La realtà Goksun, piccolo villaggio sperduto tra i monti coreani, viene sconvolta da una serie di omicidi raccapriccianti, commessi da persone in evidente stato confusionale, con il corpo ricoperto da strane pustole, farneticanti su un inquietante uomo giapponese (detto «lo straniero») che vive su una vicina montagna. Il poliziotto Jong-Goo inizia un percorso d’indagine per arrivare a capo del mistero, intanto la piccola Hyo-Jin, sua figlia, incomincia a dare segni di squilibrio mentale.

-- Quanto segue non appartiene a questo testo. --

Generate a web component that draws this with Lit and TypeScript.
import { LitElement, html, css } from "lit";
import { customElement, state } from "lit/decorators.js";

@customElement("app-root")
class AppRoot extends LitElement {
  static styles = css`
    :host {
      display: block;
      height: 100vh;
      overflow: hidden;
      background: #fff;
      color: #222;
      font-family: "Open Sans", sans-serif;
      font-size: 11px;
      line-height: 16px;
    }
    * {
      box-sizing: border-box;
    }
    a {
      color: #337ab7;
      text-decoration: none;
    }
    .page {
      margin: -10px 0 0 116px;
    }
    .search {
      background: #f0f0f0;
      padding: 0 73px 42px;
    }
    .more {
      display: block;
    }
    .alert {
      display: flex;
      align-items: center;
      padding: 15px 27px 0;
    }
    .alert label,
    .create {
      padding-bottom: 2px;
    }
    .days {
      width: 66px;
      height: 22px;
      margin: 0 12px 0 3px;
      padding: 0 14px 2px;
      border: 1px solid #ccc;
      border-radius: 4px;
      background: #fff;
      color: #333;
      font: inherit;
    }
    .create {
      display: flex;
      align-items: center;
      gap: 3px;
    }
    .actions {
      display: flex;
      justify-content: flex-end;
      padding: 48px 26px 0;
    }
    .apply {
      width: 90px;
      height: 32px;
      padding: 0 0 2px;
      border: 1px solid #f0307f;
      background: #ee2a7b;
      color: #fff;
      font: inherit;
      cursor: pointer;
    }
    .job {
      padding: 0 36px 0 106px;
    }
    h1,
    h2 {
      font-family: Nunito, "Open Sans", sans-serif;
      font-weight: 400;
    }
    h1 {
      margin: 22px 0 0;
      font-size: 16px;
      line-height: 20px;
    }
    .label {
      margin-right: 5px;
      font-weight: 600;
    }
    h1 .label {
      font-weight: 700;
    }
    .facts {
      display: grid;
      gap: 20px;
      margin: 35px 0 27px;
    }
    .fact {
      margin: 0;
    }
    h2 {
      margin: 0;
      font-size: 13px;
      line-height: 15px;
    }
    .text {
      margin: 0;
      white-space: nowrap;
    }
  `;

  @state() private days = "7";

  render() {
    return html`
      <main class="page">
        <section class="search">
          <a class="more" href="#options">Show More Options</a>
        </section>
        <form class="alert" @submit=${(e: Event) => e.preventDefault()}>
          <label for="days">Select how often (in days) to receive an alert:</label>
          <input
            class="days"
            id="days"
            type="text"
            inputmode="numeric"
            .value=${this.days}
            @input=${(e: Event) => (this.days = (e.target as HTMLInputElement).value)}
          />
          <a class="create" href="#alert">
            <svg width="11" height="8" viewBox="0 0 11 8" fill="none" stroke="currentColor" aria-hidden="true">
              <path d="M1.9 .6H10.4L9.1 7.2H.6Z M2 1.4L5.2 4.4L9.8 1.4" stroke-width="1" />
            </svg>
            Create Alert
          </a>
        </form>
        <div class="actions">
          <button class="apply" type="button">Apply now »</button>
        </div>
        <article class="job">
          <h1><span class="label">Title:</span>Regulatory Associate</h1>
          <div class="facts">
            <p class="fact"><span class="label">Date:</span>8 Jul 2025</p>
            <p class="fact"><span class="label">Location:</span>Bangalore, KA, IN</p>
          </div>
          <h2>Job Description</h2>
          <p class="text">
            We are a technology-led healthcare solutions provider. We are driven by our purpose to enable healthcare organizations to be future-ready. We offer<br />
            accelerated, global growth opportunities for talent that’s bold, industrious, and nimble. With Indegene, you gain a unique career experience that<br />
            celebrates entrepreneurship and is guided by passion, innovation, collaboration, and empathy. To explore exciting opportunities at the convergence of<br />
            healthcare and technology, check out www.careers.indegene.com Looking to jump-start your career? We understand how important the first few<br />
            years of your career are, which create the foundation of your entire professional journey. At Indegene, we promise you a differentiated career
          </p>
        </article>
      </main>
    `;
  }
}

Goksun – The Wailing si presenta come un’opera distopica, soprattutto sui (tanti) registri narrativi: un inizio che punta al thriller iperviolento, pian piano si avvicina verso tutti i sottogeneri dell’orrore fino all’amaro ed esasperante finale, in realtà meno surreale di quanto sembri.

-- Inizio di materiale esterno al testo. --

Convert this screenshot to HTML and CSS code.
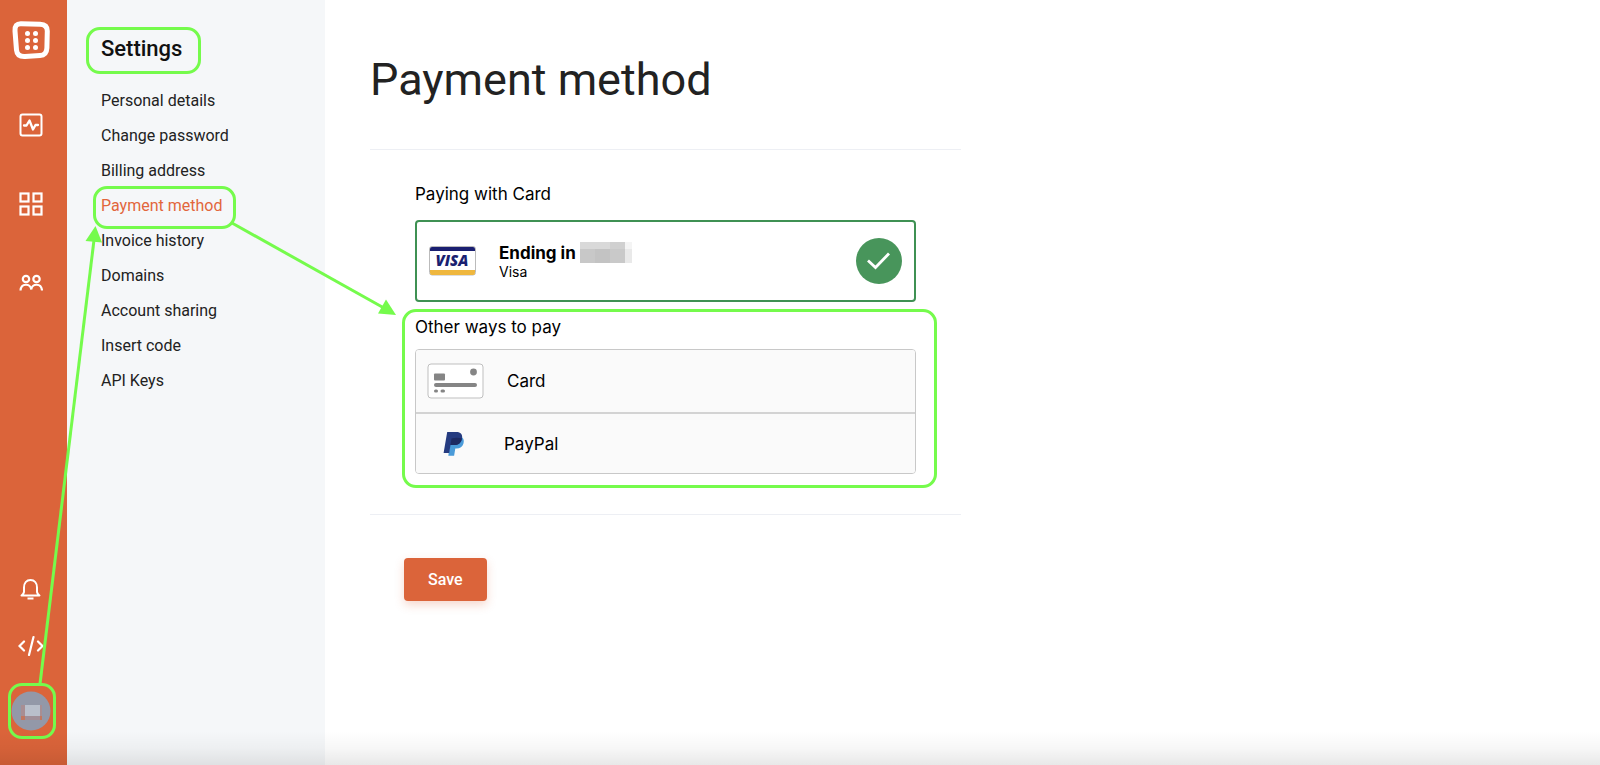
FILE: index.html
```html
<!DOCTYPE html>
<html lang="en">
<head>
  <meta charset="UTF-8">
  <meta name="viewport" content="width=device-width, initial-scale=1">
  <title>Payment method</title>
  <link rel="stylesheet" href="styles.css">
</head>
<body>

  <nav class="rail" aria-label="Main">
    <a class="logo" href="#" aria-label="Home">
      <svg width="40" height="40" viewBox="0 0 40 40">
        <path d="M10 3.700L29 4.200Q36.400 4.600 36.300 11L35.900 28Q35.600 35.200 29 35.600L14 36.600Q6.200 37 5.500 30L4 11Q3.500 3.500 10 3.700Z" fill="none" stroke="#fff" stroke-width="5"/>
        <g fill="#fff">
          <circle cx="16.500" cy="13.500" r="2.500"/><circle cx="24.500" cy="13.500" r="2.500"/>
          <circle cx="16.500" cy="20.500" r="2.500"/><circle cx="24.500" cy="20.500" r="2.500"/>
          <circle cx="16.500" cy="27.500" r="2.500"/><circle cx="24.500" cy="27.500" r="2.500"/>
        </g>
      </svg>
    </a>
    <a href="#" aria-label="Activity">
      <svg width="24" height="24" viewBox="0 0 24 24" fill="none" stroke="#fff" stroke-width="2" stroke-linejoin="round" stroke-linecap="round">
        <rect x="1.500" y="1.500" width="21" height="21" rx="2"/>
        <path d="M5 12.500h2.500l3-5 3.500 9 2.500-4.500h2.500" stroke-width="2.300"/>
      </svg>
    </a>
    <a href="#" aria-label="Apps">
      <svg width="24" height="24" viewBox="0 0 24 24" fill="none" stroke="#fff" stroke-width="2.200">
        <rect x="1.500" y="1.500" width="8" height="8"/><rect x="14.500" y="1.500" width="8" height="8"/>
        <rect x="1.500" y="14.500" width="8" height="8"/><rect x="14.500" y="14.500" width="8" height="8"/>
      </svg>
    </a>
    <a href="#" aria-label="Team">
      <svg width="24" height="24" viewBox="0 0 24 24" fill="none" stroke="#fff" stroke-width="2.200">
        <circle cx="7" cy="8" r="3.200"/><circle cx="17.500" cy="8" r="3.200"/>
        <path d="M1.500 19.500C2 12 11.500 12 12.300 18.500C13 12 22.500 12 23 19.500"/>
      </svg>
    </a>
    <div class="rail-bottom">
      <a href="#" aria-label="Notifications">
        <svg width="24" height="24" viewBox="0 0 24 24" fill="none" stroke="#fff" stroke-width="2" stroke-linejoin="round">
          <path d="M5 10.500C5 6 7.500 3 11.500 3S18 6 18 10.500V15q.3 2 2.500 3.500h-18Q4.700 17 5 15z"/>
          <path d="M8.500 21.500h6"/>
        </svg>
      </a>
      <a href="#" aria-label="Code">
        <svg width="26" height="24" viewBox="0 0 26 24" fill="none" stroke="#fff" stroke-width="2.200" stroke-linecap="round">
          <path d="M6 7.500L1.500 12 6 16.500M15.500 3l-4.500 18M20 7.500l4.500 4.500-4.500 4.500"/>
        </svg>
      </a>
      <a class="avatar marked" href="#" aria-label="Account">
        <svg width="40" height="40" viewBox="0 0 40 40">
          <circle cx="20" cy="20" r="19.500" fill="#9398a8"/>
          <path d="M10 14h4v11h-4zM29 14h2v11h-2z" fill="#a88e93"/>
          <path d="M10 25h4v4h-4zM29 25h2v4h-2z" fill="#c2775f"/>
          <path d="M14 25h15v4H14z" fill="#a08f98"/>
          <path d="M14 14h15v11H14z" fill="#b9bfcb"/>
        </svg>
      </a>
    </div>
  </nav>

  <aside class="sidebar">
    <h2 class="sidebar-title marked">Settings</h2>
    <ul class="menu">
      <li><a href="#">Personal details</a></li>
      <li><a href="#">Change password</a></li>
      <li><a href="#">Billing address</a></li>
      <li><a class="active marked" href="#" aria-current="page">Payment method</a></li>
      <li><a href="#">Invoice history</a></li>
      <li><a href="#">Domains</a></li>
      <li><a href="#">Account sharing</a></li>
      <li><a href="#">Insert code</a></li>
      <li><a href="#">API Keys</a></li>
    </ul>
  </aside>

  <main class="content">
    <h1>Payment method</h1>

    <form id="paymentForm">
      <div class="methods">
        <h3>Paying with Card</h3>
        <div class="current-card">
          <svg class="visa" width="48" height="30" viewBox="0 0 48 30" role="img" aria-label="Visa">
            <rect x="0.500" y="0.500" width="46" height="28.500" rx="2.500" fill="#fff" stroke="#bbb"/>
            <path d="M1 5V3q0-2 2-2h41q2 0 2 2v2z" fill="#1a1f71"/>
            <path d="M1 24h45v3q0 2-2 2H3q-2 0-2-2z" fill="#efb73e"/>
            <text class="visa-text" x="23" y="20" text-anchor="middle">VISA</text>
          </svg>
          <div class="card-info">
            <div class="card-number">
              <strong>Ending in</strong>
              <svg width="52" height="21" viewBox="0 0 52 21" aria-hidden="true">
                <path d="M0 0h30v7H0z" fill="#d9d9d9"/><path d="M30 0h15v7H30z" fill="#d0d0d0"/>
                <path d="M45 0h7v7h-7z" fill="#f4f4f4"/><path d="M0 7h15v14H0z" fill="#c8c8c8"/>
                <path d="M15 7h15v14H15z" fill="#c3c3c3"/><path d="M30 7h15v14H30z" fill="#c9c9c9"/>
                <path d="M45 7h7v14h-7z" fill="#e9e9e9"/>
              </svg>
            </div>
            <div class="card-brand">Visa</div>
          </div>
          <svg class="check" width="46" height="46" viewBox="0 0 46 46" fill="none">
            <circle cx="23" cy="23" r="23" fill="#48955b"/>
            <path d="M12 22.500l7.500 7L33 15.500" stroke="#fff" stroke-width="2.800"/>
          </svg>
        </div>

        <div class="other marked">
          <h3>Other ways to pay</h3>
          <div class="options">
            <button type="button" class="option">
              <svg width="58" height="36" viewBox="0 0 58 36">
                <rect x="1" y="1" width="55" height="34" rx="3" fill="#fff" stroke="#bfbfbf"/>
                <g fill="#858585">
                  <rect x="7" y="10.500" width="11" height="7" rx="1"/>
                  <circle cx="46.500" cy="9" r="3.400"/>
                  <rect x="7" y="20" width="43" height="4" rx="2"/>
                  <rect x="7" y="26.500" width="4" height="3" rx="1.500"/><rect x="13.500" y="26.500" width="4.500" height="3" rx="1.500"/>
                </g>
              </svg>
              <span>Card</span>
            </button>
            <button type="button" class="option paypal">
              <svg width="22" height="26" viewBox="0 0 22 26">
                <path d="M18.500 6C21 7.500 21.200 10 20.400 12.800 19.500 16 17 17.500 13.500 17.500h-1.200l-1.200 7.200H5.300L7.500 10z" fill="#4a9bd9"/>
                <path d="M4.200 1h9.300C17.500 1 20 3.400 19 7.800 18.200 12 15.300 14 11.500 14H7.500L6.200 22H.6z" fill="#253b80"/>
                <path d="M8.500 7.500q5-1.200 10.400-.1C18.200 12 15.300 14 11.500 14H7.500z" fill="#1d2a62"/>
              </svg>
              <span>PayPal</span>
            </button>
          </div>
        </div>
      </div>

      <button type="submit" class="save">Save</button>
    </form>
  </main>

  <!-- arrows between the highlighted steps -->
  <svg class="arrows" width="420" height="765" viewBox="0 0 420 765" aria-hidden="true">
    <g fill="none" stroke="#75fb4c" stroke-width="3">
      <path d="M40 684L94 240"/>
      <path d="M232 223L384 308"/>
    </g>
    <path d="M95.500 226L102 242.500 85.500 241z" fill="#75fb4c"/>
    <path d="M396 315L378 313.500 386 299.500z" fill="#75fb4c"/>
  </svg>

</body>
</html>
```

FILE: styles.css
```css
* {
  box-sizing: border-box;
}
body {
  margin: 0;
  min-height: 100vh;
  display: flex;
  position: relative;
  font-family: Roboto, sans-serif;
  font-size: 16px;
  color: #222;
  background: #fff;
}
body::after {
  content: "";
  position: absolute;
  left: 0;
  right: 0;
  bottom: 0;
  height: 34px;
  background: linear-gradient(rgba(0,0,0,0), rgba(0,0,0,0.03) 50%, rgba(0,0,0,0.09));
  pointer-events: none;
}
a {
  color: inherit;
  text-decoration: none;
}
svg {
  display: block;
  flex-shrink: 0;
}
h1, h2, h3, ul {
  margin: 0;
  padding: 0;
  font-weight: 400;
}

/* green highlight around a step */
.marked {
  position: relative;
}
.marked::before {
  content: "";
  position: absolute;
  border: 3px solid #75fb4c;
  border-radius: 14px;
  pointer-events: none;
}

/* left rail */
.rail {
  width: 67px;
  flex-shrink: 0;
  padding: 20px 6px 34px 0;
  background: #db643a;
  display: flex;
  flex-direction: column;
  align-items: center;
  gap: 55px;
}
.rail .logo {
  margin-bottom: -2px;
}
.rail-bottom {
  margin-top: auto;
  display: flex;
  flex-direction: column;
  align-items: center;
  gap: 33px;
}
.rail .avatar::before {
  inset: -8px -5px -8px -3px;
}

/* settings menu */
.sidebar {
  width: 258px;
  flex-shrink: 0;
  padding: 34px;
  background: #f5f7f9;
}
.sidebar-title {
  width: fit-content;
  font-size: 22px;
  line-height: 30px;
  font-weight: 500;
  color: #111;
}
.sidebar-title::before {
  inset: -7px -19px -10px -15px;
}
.menu {
  margin-top: 19px;
  list-style: none;
}
.menu li {
  height: 35px;
  line-height: 35px;
}
.menu a {
  display: inline-block;
}
.menu .active {
  color: #e2663c;
}
.menu .active::before {
  inset: -2px -14px -6px -8px;
}

/* page */
.content {
  flex: 1;
  max-width: 681px;
  padding: 52px 45px;
}
h1 {
  font-size: 45px;
  line-height: 56px;
}
.methods {
  margin-top: 41px;
  padding: 31px 45px 40px;
  border: solid #edeff4;
  border-width: 1px 0;
  font-family: Inter, sans-serif;
  color: #000;
}
.methods h3 {
  font-size: 17px;
  line-height: 26px;
}
.current-card {
  height: 82px;
  margin-top: 13px;
  padding: 0 12px;
  border: 2px solid #3f9153;
  border-radius: 4px;
  display: flex;
  align-items: center;
}
.visa-text {
  font: italic 800 15px "Open Sans", sans-serif;
  fill: #1a1f71;
}
.card-info {
  margin-left: 22px;
}
.card-number {
  display: flex;
  align-items: center;
  gap: 4px;
  height: 21px;
  font-size: 17px;
}
.card-brand {
  font-size: 14px;
  line-height: 17px;
}
.check {
  margin-left: auto;
}
.other {
  margin-top: 12px;
}
.other::before {
  inset: -5px -21px -14px -13px;
}
.options {
  margin-top: 9px;
  border: 1px solid #c8c8c8;
  border-radius: 4px;
  overflow: hidden;
}
.option {
  display: flex;
  align-items: center;
  gap: 22px;
  width: 100%;
  height: 62px;
  padding: 0 11px;
  border: none;
  background: #fafafa;
  font: 17px Inter, sans-serif;
  color: #000;
  cursor: pointer;
}
.option + .option {
  height: 61px;
  border-top: 2px solid #d3d3d3;
}
.paypal {
  gap: 39px;
  padding: 0 27px;
}
.save {
  margin: 43px 34px;
  padding: 0 24px;
  height: 43px;
  border: none;
  border-radius: 4px;
  background: #db643a;
  box-shadow: 0 4px 10px rgba(219,100,58,0.25);
  font: 500 16px Roboto, sans-serif;
  color: #fff;
  cursor: pointer;
}

.arrows {
  position: absolute;
  left: 0;
  top: 0;
  pointer-events: none;
}
```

I riferimenti sono ampissimi: lo splatter dei maestri italiani come Bruno Mattei, Lucio Fulci, Aristide Massaccesi; il grottesco estremo rappresentato da fontane di vomito infinite (vedi Splatters – Gli schizzacervelli di Peter Jackson o la sequenza dello sciroppo di ipecac ne I Griffin); fantasmi in puro stile asiatico; satanismo, con tanto di possessioni demoniache, opposto a sciamanesimo e cristianesimo; cani neri inferociti nipoti di Cujo o del cane infernale. Insomma, mancano solo i vampiri e l’en plein sarebbe fatto, complice una lunghezza impegnativa, ma che non si accusa troppo grazie, appunto, ai cambi di registro che tengono continuamente sulle spine lo spettatore.

Na ha realizzato una storia notevole, complice un’ammiccante ambientazione montanara, contraltare etereo perfetto delle orrende scie di sangue che si stanno espandendo lungo il paese. Così come il gioco della fotografia (curata da Kyung-pyo Hong) sulle giornate temporalesche che stritolano la povera quotidianità dei protagonisti: Jong-Goo e la moglie sono costretti a fare sesso in macchina per via dei pochi spazi casalinghi condivisi con la figlioletta e la nonna, ma vengono subito pizzicati dalla piccola Hyo-Jin, più spigliata di quanto sembri e vera vittima dei fatti. Posseduta come Reagan (ma senza vomito verde e crocifissi usati in maniera poco convenzionale) urla con tutto il suo odio addosso alle figure che gli sono più accanto. Secondo Na, il Male è sempre esistito e continuerà a esistere, ma la colpa non è di Satana, dei demoni o delle streghe. Essa è solo nostra, partorita dalle nostre fragili menti.